Single by Zard

from the album Kimi to no Distance
- Released: June 23, 2004
- Genre: Pop rock
- Label: B-Gram Records
- Songwriter(s): Izumi Sakai, Aika Ohno
- Producer(s): Daiko Nagato

Zard singles chronology
| "Motto Chikaku de Kimi no Yokogao Mitetai" (2003) | "Kakegae no Nai Mono" (2004) | "Kyō wa Yukkuri Hanasō" (2004) |

= Kakegae no Nai Mono =

"Kakegae no Nai Mono (かけがえのないもの)" is the 38th single by Zard and released 23 June 2004 under B-Gram Records label. The single debuted at #4 rank first week.

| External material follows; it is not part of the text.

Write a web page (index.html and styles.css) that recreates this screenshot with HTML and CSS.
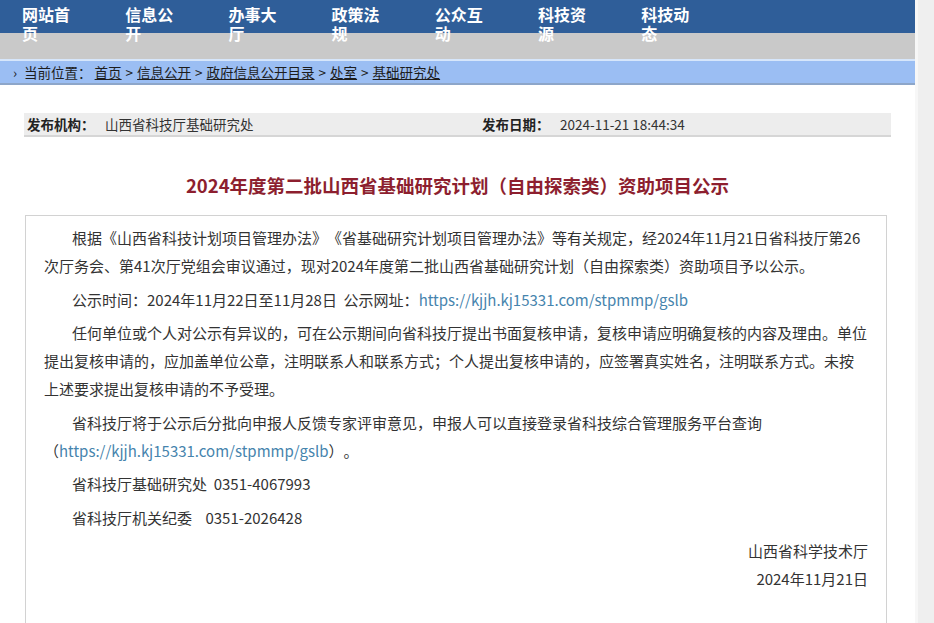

It charted for 6 weeks and sold over 46,000 copies.

==Track list==
All songs are written by Izumi Sakai
1. Kakegae no Nai Mono (かけがえのないもの)
  - composer: Aika Ohno/arrangement: Satoru Kobayashi
  - Aika Ohno, Shiori Takei and Shinichiro Ohta were participating in chorus part
    - the song was used in [TBS] variety program Koisuru Hanikami as theme song
2. Muga Muchuu (無我夢中)
  - composer: Aika Ohno/arrangement: nightclubbers
3. Eien (永遠) (What a beautiful moment Tour Opening Ver.)
  - composer: Akihito Tokunaga/arrangement: Daisuke Ikeda
    - an orchestral version of song Eien used in live tour as opening ceremonial
4. Kakegae no Nai Mono (かけがえのないもの) (original karaoke)

==Cover==
The composer of Kakegae no Nai Mono, Aika Ohno self-cover this single in her cover album Silent Passage.